═══ Dataset section

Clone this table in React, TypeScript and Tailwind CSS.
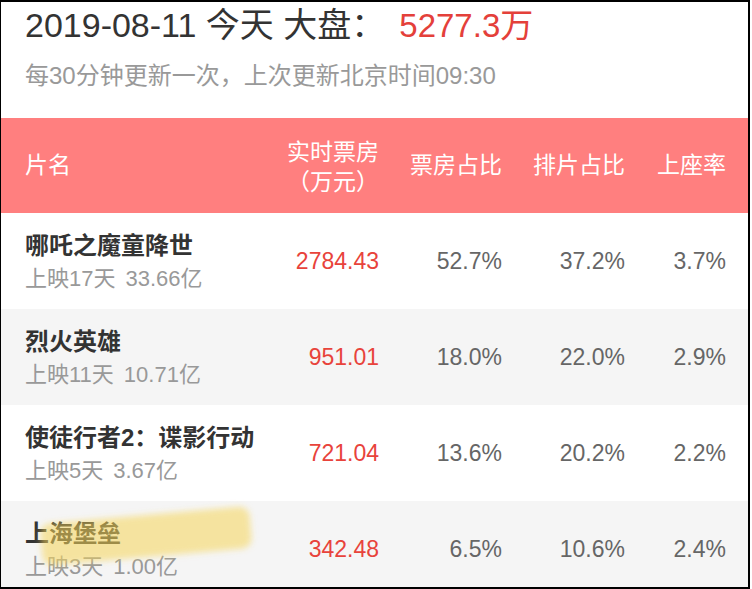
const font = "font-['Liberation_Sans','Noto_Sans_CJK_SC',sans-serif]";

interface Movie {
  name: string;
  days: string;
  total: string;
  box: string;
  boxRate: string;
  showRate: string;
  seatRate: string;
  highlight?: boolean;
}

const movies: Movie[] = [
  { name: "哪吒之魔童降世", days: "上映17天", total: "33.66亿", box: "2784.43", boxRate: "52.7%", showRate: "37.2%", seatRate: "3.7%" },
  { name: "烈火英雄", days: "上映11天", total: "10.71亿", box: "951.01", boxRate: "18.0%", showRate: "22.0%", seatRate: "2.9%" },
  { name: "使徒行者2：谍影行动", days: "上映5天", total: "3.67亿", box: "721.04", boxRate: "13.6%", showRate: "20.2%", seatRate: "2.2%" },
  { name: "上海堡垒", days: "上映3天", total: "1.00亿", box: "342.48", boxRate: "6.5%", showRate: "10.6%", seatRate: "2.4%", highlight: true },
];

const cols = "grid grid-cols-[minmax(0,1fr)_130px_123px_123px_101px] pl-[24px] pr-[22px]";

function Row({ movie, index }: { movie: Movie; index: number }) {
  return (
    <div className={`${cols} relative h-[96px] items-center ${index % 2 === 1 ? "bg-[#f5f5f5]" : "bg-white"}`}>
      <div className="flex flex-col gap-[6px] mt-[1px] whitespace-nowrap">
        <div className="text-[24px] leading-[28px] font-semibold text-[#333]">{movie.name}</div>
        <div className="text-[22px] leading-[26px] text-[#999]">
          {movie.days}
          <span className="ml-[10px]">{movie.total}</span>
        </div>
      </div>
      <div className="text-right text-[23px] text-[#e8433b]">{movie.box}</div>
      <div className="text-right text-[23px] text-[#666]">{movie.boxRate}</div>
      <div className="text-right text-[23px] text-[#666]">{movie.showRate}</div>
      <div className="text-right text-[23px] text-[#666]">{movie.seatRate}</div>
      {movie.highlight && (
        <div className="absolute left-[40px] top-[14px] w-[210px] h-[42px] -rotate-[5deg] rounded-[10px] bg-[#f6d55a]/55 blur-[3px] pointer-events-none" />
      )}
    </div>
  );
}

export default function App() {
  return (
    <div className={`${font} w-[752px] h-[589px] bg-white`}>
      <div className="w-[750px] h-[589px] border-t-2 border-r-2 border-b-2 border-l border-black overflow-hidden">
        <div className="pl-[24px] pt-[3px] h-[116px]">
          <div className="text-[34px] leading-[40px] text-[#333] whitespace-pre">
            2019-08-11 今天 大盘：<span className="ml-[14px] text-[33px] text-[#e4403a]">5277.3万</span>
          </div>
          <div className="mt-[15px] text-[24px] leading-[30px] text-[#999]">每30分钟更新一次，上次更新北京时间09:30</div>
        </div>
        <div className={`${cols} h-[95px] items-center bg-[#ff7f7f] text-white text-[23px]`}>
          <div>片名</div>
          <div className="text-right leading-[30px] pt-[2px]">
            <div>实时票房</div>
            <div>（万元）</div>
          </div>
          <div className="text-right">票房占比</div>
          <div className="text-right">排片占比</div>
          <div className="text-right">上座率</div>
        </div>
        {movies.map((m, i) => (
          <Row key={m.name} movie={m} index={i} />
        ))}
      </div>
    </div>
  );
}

══════

- Short problem:
Copy the material exactly. Do not include the pictures.

- Exercise output:
Clone this table in React, TypeScript and Tailwind CSS.
const font = "font-['Liberation_Sans','Noto_Sans_CJK_SC',sans-serif]";

interface Movie {
  name: string;
  days: string;
  total: string;
  box: string;
  boxRate: string;
  showRate: string;
  seatRate: string;
  highlight?: boolean;
}

const movies: Movie[] = [
  { name: "哪吒之魔童降世", days: "上映17天", total: "33.66亿", box: "2784.43", boxRate: "52.7%", showRate: "37.2%", seatRate: "3.7%" },
  { name: "烈火英雄", days: "上映11天", total: "10.71亿", box: "951.01", boxRate: "18.0%", showRate: "22.0%", seatRate: "2.9%" },
  { name: "使徒行者2：谍影行动", days: "上映5天", total: "3.67亿", box: "721.04", boxRate: "13.6%", showRate: "20.2%", seatRate: "2.2%" },
  { name: "上海堡垒", days: "上映3天", total: "1.00亿", box: "342.48", boxRate: "6.5%", showRate: "10.6%", seatRate: "2.4%", highlight: true },
];

const cols = "grid grid-cols-[minmax(0,1fr)_130px_123px_123px_101px] pl-[24px] pr-[22px]";

function Row({ movie, index }: { movie: Movie; index: number }) {
  return (
    <div className={`${cols} relative h-[96px] items-center ${index % 2 === 1 ? "bg-[#f5f5f5]" : "bg-white"}`}>
      <div className="flex flex-col gap-[6px] mt-[1px] whitespace-nowrap">
        <div className="text-[24px] leading-[28px] font-semibold text-[#333]">{movie.name}</div>
        <div className="text-[22px] leading-[26px] text-[#999]">
          {movie.days}
          <span className="ml-[10px]">{movie.total}</span>
        </div>
      </div>
      <div className="text-right text-[23px] text-[#e8433b]">{movie.box}</div>
      <div className="text-right text-[23px] text-[#666]">{movie.boxRate}</div>
      <div className="text-right text-[23px] text-[#666]">{movie.showRate}</div>
      <div className="text-right text-[23px] text-[#666]">{movie.seatRate}</div>
      {movie.highlight && (
        <div className="absolute left-[40px] top-[14px] w-[210px] h-[42px] -rotate-[5deg] rounded-[10px] bg-[#f6d55a]/55 blur-[3px] pointer-events-none" />
      )}
    </div>
  );
}

export default function App() {
  return (
    <div className={`${font} w-[752px] h-[589px] bg-white`}>
      <div className="w-[750px] h-[589px] border-t-2 border-r-2 border-b-2 border-l border-black overflow-hidden">
        <div className="pl-[24px] pt-[3px] h-[116px]">
          <div className="text-[34px] leading-[40px] text-[#333] whitespace-pre">
            2019-08-11 今天 大盘：<span className="ml-[14px] text-[33px] text-[#e4403a]">5277.3万</span>
          </div>
          <div className="mt-[15px] text-[24px] leading-[30px] text-[#999]">每30分钟更新一次，上次更新北京时间09:30</div>
        </div>
        <div className={`${cols} h-[95px] items-center bg-[#ff7f7f] text-white text-[23px]`}>
          <div>片名</div>
          <div className="text-right leading-[30px] pt-[2px]">
            <div>实时票房</div>
            <div>（万元）</div>
          </div>
          <div className="text-right">票房占比</div>
          <div className="text-right">排片占比</div>
          <div className="text-right">上座率</div>
        </div>
        {movies.map((m, i) => (
          <Row key={m.name} movie={m} index={i} />
        ))}
      </div>
    </div>
  );
}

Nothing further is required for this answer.